Monday, September 14, 2015

Over the weekend, Iran’s Ayatollah Khamenei sent a tweet titled, “If any war happens …” Associated with the tweet was a staged video of Iran destroying U.S. Navy vessels in the Persian Gulf or Strait of Hormuz using small boat tactics with anti-ship missiles. This is classic asymmetric warfare which has been used by weaker militaries over the centuries to slay larger military Goliaths.

Many laugh at the crude videos Iran has produced using wooden target ships and comical artistry. However, these types of naval tactics have been very effective in the past. In the 1982 Falklands War, the British Royal Navy destroyer HMS Sheffield was sunk by an Argentine, French-made Exocet missile. The threat hit much closer to home in 1987 when the same subsonic sea-skimming Exocet missile, fired from an Iraqi warplane, struck the U.S. Navy frigate USS Stark and crippled the vessel.

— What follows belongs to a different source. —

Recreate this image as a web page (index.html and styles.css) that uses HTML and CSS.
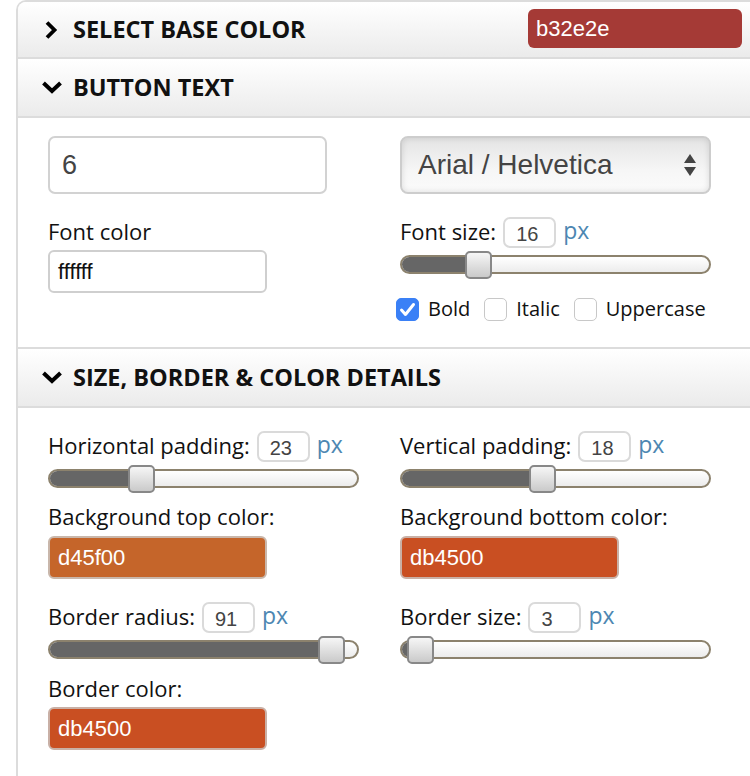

It is a certain fact that the U.S. Navy has the ability to defend itself from these types of threats. However, the anti-ship missiles of today are of much greater speed and lethality. New Russian technology has produced weapons flying at three times the speed of sound with much larger warheads, and Russia is about to sell Iran a whole lot of sophisticated weapons. However, let’s suppose the U.S. Navy could defeat such a missile today.

The question is, could our Navy defeat hundreds of them fired at the same time from swarms of small boats in the restricted maneuver lanes of the Strait of Hormuz?

I’m not a naval expert but it seems the jury may still be out on this question.